[Begin Provided material]

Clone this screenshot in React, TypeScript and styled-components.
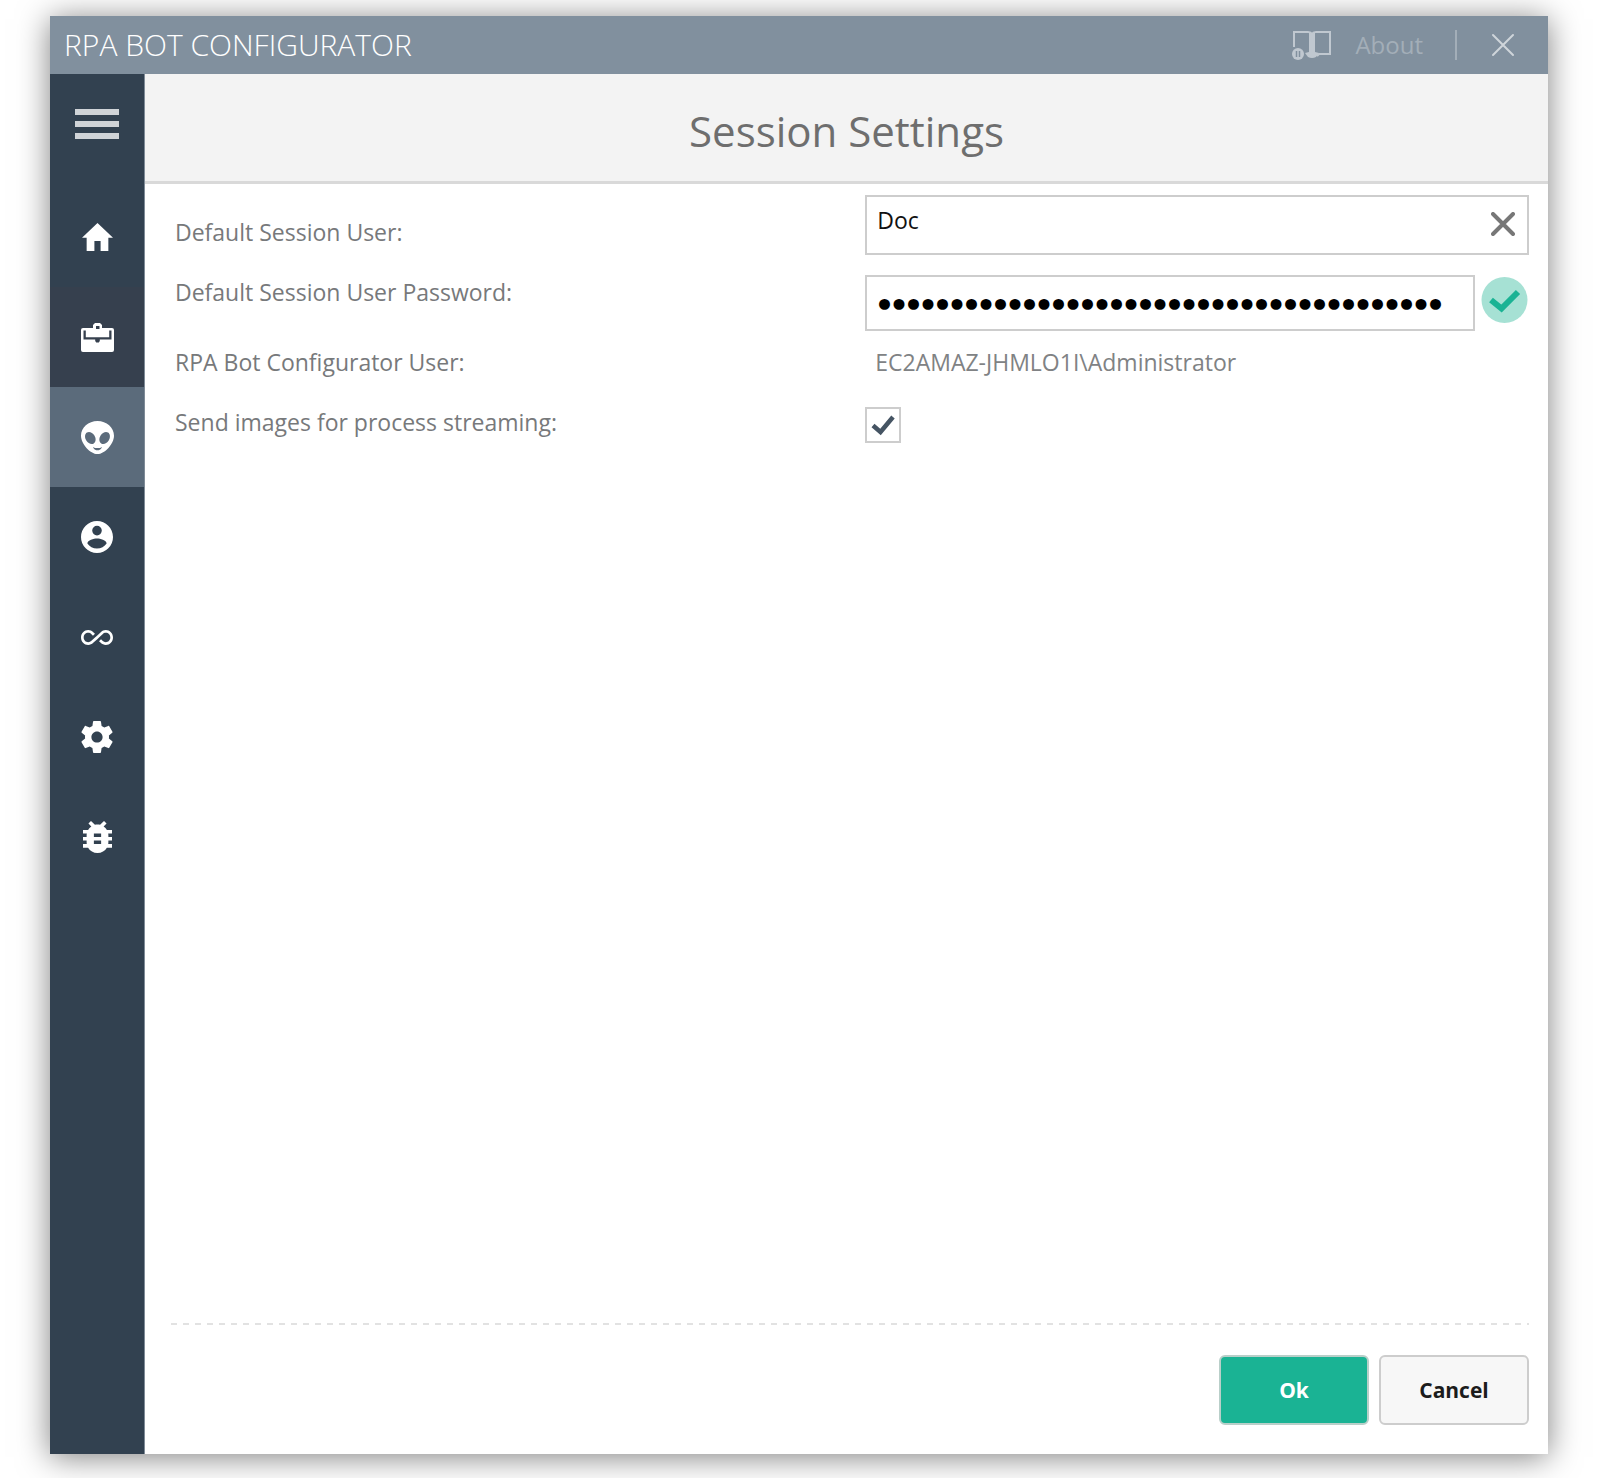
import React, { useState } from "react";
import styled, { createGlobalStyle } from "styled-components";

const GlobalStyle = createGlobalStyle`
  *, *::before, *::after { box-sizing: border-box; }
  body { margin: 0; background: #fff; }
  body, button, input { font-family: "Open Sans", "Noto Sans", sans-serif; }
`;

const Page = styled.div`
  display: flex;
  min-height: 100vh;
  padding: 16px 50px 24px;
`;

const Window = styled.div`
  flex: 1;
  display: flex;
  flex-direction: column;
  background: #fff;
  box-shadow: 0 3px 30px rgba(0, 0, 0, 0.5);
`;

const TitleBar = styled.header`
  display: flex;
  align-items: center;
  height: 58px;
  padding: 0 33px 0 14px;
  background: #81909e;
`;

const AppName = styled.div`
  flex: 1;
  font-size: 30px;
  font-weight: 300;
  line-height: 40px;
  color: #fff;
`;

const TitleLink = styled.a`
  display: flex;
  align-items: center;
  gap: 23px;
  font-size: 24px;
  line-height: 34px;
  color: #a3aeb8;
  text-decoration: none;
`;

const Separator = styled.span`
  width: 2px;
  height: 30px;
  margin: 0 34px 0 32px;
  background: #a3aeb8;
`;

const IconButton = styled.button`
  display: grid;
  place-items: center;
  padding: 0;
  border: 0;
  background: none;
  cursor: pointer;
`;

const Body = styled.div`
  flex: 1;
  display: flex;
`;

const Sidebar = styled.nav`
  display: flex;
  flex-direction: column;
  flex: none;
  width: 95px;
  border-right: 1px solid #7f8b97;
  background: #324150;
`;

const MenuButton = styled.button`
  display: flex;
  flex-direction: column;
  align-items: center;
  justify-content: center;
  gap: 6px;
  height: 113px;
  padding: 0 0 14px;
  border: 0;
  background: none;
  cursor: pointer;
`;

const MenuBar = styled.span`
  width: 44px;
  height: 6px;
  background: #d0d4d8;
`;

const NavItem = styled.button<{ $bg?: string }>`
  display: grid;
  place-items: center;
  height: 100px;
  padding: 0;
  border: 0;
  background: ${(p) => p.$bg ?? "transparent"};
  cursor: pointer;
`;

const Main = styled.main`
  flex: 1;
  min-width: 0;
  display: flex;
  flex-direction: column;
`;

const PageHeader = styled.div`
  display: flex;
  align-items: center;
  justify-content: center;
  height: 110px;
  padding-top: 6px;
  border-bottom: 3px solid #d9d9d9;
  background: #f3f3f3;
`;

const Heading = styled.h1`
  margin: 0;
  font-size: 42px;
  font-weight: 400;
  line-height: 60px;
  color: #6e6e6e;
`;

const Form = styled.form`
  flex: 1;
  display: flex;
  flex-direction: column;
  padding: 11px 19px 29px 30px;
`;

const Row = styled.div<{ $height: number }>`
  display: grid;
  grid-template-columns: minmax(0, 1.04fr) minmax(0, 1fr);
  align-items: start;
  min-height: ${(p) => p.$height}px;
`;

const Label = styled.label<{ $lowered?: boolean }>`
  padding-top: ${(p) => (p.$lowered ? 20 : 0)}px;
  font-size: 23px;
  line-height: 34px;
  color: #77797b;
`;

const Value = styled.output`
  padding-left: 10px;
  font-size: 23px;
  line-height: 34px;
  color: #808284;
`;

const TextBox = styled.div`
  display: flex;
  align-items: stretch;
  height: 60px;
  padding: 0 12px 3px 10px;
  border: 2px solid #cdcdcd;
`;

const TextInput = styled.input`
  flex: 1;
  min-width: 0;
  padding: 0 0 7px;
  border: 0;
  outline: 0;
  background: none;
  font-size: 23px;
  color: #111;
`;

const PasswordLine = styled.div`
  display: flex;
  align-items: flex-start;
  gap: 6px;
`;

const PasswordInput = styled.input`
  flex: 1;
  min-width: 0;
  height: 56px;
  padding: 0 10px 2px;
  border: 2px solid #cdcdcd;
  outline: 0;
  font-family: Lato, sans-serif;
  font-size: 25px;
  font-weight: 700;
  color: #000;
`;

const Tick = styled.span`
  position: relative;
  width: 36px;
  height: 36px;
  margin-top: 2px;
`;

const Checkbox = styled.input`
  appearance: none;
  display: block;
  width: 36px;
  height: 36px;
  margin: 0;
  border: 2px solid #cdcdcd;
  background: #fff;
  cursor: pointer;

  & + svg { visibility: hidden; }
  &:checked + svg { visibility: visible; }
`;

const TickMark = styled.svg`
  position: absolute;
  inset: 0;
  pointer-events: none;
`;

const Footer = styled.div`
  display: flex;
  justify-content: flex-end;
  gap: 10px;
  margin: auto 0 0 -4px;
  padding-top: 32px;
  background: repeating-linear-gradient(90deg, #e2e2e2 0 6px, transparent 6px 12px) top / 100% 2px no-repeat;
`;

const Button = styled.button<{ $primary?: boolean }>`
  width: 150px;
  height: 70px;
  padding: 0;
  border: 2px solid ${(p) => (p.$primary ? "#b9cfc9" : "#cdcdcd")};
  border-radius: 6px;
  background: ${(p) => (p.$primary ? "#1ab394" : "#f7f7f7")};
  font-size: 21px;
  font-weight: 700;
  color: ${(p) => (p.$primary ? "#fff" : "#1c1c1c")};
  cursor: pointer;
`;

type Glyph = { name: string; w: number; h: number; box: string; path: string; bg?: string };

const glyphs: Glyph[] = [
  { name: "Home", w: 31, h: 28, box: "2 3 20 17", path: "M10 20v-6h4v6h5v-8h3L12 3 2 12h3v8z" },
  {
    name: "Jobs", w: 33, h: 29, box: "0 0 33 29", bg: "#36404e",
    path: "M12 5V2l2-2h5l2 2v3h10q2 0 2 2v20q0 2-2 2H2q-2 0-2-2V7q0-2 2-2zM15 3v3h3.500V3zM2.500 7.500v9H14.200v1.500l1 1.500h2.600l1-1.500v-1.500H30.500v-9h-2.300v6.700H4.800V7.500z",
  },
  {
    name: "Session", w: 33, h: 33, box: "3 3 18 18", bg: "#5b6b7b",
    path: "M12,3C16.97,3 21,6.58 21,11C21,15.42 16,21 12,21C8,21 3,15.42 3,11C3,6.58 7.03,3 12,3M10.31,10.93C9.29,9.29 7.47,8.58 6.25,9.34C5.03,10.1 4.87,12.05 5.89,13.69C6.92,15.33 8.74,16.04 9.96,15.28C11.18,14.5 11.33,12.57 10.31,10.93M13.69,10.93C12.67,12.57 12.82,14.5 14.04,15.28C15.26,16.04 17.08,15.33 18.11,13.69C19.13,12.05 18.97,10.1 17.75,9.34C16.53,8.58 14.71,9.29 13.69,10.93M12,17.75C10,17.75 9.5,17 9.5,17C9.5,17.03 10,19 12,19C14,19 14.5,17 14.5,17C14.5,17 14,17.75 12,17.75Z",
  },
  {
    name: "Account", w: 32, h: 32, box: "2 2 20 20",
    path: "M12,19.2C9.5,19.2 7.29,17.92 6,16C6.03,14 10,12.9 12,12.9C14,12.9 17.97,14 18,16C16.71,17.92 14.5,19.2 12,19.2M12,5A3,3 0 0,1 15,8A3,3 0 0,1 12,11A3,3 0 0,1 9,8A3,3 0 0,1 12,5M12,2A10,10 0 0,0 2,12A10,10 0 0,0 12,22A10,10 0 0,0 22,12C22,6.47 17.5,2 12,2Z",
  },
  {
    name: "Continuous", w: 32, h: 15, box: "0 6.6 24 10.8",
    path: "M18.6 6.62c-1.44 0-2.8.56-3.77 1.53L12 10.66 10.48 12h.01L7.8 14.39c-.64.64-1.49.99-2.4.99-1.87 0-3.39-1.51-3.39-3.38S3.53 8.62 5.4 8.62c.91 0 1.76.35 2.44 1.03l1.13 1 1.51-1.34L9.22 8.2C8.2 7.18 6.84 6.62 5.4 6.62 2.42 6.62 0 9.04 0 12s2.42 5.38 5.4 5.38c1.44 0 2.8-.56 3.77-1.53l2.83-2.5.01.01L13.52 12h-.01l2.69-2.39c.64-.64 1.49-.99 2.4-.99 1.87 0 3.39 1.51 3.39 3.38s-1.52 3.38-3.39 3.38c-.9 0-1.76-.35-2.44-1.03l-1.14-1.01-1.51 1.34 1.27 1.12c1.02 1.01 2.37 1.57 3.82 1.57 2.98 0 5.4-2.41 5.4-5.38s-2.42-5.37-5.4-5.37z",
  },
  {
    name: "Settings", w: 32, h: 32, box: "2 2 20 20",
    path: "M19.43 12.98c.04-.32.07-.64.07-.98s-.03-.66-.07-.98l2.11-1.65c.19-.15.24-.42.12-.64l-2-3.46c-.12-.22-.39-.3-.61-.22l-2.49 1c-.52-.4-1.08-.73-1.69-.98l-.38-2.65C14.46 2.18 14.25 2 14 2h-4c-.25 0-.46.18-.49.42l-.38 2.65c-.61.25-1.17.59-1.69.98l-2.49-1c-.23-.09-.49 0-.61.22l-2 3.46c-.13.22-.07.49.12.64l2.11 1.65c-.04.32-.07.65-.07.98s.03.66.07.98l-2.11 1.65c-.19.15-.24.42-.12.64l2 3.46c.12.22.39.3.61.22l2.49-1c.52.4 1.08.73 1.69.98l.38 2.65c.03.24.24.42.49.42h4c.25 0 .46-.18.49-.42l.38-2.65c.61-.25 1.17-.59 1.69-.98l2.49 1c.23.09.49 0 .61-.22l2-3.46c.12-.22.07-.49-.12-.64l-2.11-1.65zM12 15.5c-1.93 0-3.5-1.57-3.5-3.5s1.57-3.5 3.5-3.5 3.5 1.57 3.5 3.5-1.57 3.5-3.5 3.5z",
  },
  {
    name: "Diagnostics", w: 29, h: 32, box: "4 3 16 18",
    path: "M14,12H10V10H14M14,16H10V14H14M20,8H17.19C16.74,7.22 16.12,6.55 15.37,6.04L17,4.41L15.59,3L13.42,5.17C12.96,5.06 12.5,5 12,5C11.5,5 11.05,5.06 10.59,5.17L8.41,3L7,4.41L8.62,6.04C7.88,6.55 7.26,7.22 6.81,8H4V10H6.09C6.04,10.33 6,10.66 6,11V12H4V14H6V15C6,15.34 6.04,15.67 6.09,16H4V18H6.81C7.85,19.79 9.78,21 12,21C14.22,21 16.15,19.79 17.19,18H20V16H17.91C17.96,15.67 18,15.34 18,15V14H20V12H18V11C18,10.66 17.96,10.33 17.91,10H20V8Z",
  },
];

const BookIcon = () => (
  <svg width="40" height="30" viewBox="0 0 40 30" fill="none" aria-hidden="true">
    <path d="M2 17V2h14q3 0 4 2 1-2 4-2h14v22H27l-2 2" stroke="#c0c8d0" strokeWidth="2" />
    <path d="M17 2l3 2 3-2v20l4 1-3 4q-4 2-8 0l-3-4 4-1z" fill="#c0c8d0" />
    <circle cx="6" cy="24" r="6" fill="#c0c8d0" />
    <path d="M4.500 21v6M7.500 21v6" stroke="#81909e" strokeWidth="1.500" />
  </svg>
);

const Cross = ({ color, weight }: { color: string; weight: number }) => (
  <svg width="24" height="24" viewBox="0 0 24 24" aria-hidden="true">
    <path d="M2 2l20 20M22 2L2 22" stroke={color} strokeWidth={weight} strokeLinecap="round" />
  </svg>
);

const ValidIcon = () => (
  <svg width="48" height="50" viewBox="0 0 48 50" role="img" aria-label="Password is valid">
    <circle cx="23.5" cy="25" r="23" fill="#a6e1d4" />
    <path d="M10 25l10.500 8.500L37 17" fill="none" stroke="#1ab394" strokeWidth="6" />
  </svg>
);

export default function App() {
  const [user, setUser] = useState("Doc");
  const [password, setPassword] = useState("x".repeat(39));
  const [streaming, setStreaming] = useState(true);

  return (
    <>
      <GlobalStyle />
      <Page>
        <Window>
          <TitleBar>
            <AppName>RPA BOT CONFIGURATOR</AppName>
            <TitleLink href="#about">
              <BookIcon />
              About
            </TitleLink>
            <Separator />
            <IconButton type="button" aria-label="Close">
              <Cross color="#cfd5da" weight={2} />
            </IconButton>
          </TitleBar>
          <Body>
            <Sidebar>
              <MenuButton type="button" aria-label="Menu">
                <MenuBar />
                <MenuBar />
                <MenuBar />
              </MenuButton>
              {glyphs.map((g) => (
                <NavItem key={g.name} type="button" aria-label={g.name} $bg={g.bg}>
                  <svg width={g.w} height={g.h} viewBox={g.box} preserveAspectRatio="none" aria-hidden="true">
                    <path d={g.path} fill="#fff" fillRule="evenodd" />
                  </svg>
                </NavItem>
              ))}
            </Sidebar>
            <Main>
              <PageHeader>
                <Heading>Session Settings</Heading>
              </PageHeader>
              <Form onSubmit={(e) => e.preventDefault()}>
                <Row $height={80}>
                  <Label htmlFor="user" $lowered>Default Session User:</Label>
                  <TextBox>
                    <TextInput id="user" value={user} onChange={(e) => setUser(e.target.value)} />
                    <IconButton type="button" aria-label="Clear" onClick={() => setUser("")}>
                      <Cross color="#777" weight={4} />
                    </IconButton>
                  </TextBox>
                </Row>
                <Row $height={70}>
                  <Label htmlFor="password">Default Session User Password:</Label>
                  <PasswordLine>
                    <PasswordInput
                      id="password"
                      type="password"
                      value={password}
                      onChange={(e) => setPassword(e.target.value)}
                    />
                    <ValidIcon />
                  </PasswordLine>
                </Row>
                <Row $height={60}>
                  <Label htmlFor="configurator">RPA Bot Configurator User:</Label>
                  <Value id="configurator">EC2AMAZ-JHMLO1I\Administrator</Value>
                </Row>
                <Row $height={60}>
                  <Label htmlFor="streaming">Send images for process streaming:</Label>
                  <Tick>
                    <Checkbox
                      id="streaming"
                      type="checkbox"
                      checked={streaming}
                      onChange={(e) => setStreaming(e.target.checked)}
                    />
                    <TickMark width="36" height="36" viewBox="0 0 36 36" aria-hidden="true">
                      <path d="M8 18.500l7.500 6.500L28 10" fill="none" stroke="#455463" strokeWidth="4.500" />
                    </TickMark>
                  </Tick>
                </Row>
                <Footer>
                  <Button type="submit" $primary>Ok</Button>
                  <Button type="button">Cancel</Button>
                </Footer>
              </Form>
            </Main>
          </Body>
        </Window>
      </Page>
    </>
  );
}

[End Provided material]

## Given exercise
Copy every line of the listing where the word "components" appears.

## The solution
Clone this screenshot in React, TypeScript and styled-components.
import styled, { createGlobalStyle } from "styled-components";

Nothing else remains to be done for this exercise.